EXERCISE DETAILS>
Find the lines containing the word "React" and copy every one of them.

— BEGIN PROVIDED MATERIAL —

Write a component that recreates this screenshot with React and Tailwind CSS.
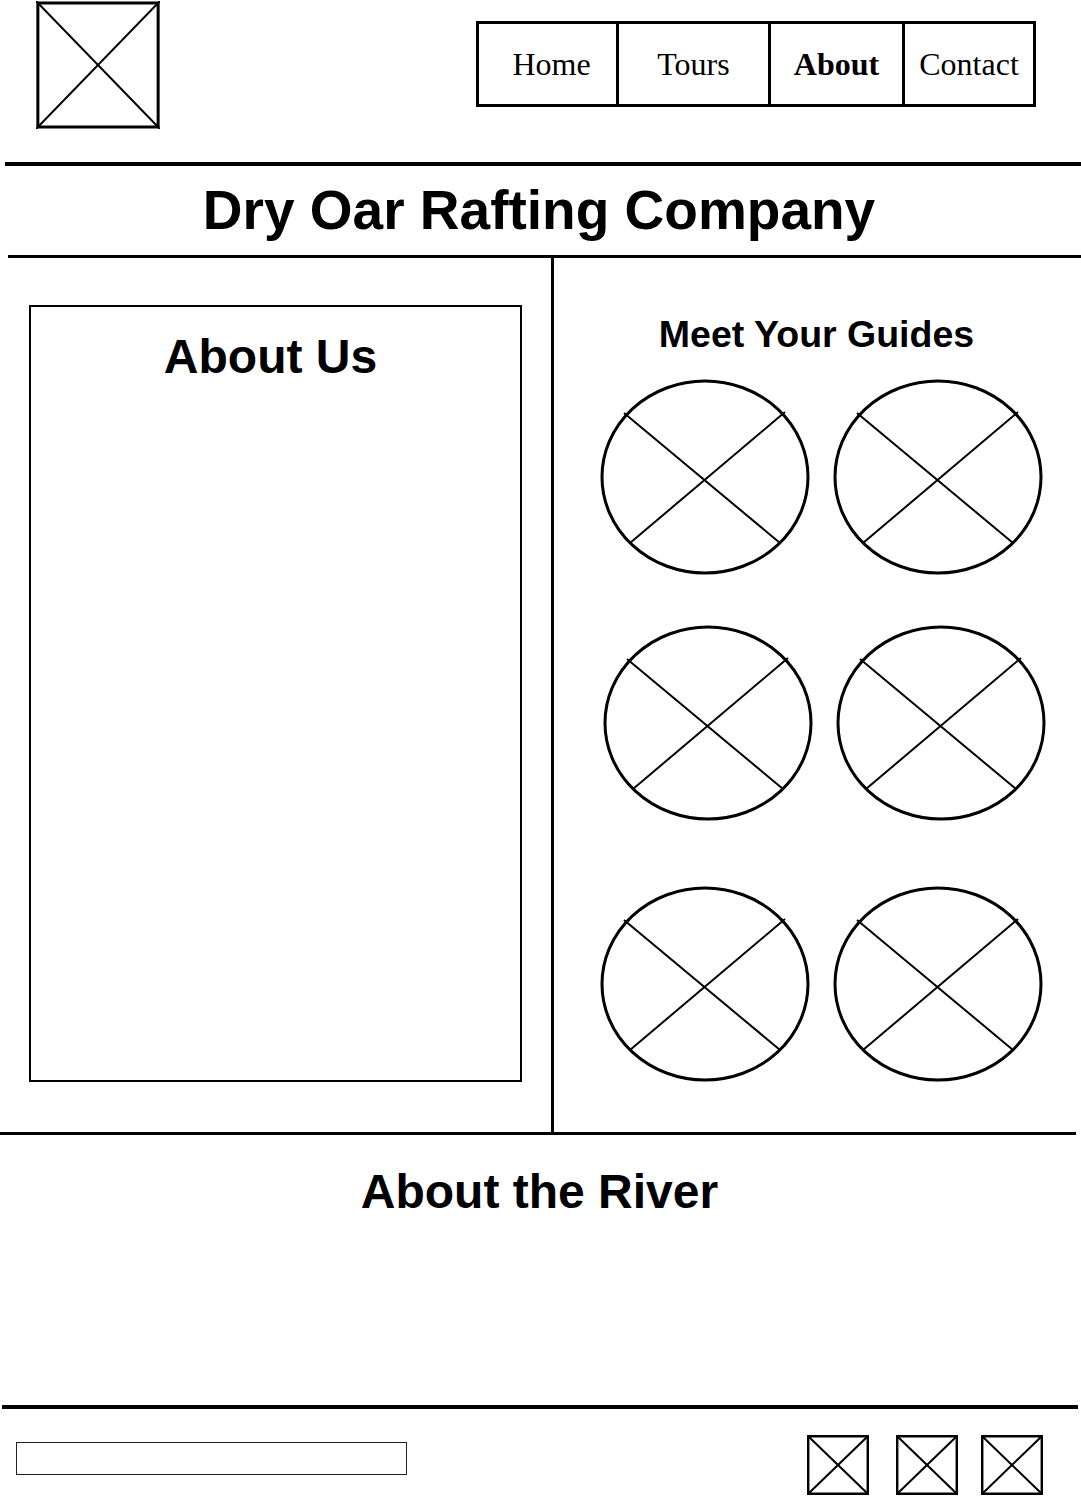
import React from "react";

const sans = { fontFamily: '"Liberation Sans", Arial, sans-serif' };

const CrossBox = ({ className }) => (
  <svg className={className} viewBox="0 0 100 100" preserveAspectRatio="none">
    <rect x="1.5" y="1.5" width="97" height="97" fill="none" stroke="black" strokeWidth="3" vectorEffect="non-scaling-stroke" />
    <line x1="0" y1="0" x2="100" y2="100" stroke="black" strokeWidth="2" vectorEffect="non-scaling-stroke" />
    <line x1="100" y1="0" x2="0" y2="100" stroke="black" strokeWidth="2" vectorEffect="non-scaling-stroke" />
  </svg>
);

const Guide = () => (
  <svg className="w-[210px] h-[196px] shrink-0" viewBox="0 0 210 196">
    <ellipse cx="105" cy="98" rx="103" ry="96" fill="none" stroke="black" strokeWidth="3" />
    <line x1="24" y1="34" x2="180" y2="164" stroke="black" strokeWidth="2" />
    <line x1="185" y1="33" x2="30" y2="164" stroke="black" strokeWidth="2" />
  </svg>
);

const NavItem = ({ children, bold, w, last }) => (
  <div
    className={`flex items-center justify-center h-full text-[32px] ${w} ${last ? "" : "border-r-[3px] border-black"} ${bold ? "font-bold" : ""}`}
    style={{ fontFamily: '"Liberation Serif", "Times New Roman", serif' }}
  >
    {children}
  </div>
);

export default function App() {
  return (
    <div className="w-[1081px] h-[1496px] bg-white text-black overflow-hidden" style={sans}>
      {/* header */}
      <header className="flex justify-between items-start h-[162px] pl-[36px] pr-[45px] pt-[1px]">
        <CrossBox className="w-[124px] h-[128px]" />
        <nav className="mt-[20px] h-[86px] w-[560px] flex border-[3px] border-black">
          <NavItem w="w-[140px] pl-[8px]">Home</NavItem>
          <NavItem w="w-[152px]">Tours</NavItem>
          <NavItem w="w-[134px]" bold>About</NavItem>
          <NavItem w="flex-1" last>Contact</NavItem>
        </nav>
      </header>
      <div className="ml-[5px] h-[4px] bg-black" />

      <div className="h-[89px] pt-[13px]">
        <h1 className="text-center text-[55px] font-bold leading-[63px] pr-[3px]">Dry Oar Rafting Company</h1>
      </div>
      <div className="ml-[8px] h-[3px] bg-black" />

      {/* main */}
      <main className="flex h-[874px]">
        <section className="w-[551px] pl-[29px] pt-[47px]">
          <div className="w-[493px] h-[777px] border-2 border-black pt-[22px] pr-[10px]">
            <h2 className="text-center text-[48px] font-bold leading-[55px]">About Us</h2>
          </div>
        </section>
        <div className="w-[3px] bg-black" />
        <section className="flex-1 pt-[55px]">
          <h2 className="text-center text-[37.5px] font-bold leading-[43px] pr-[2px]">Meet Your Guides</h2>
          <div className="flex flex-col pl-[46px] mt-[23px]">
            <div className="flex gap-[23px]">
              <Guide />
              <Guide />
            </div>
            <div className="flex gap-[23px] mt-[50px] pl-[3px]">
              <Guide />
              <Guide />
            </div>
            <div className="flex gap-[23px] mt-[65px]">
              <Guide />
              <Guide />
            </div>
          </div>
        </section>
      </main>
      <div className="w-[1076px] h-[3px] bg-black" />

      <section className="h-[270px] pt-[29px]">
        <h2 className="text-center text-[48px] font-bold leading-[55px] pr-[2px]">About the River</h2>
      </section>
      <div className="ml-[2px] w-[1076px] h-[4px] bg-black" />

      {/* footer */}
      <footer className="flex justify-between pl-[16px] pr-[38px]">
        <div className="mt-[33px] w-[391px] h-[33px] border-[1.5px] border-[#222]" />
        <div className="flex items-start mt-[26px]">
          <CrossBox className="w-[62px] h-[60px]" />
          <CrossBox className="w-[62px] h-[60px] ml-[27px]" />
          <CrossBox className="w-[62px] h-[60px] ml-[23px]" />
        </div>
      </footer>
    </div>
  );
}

— END PROVIDED MATERIAL —

RESULT OF THIS TASK>
Write a component that recreates this screenshot with React and Tailwind CSS.
import React from "react";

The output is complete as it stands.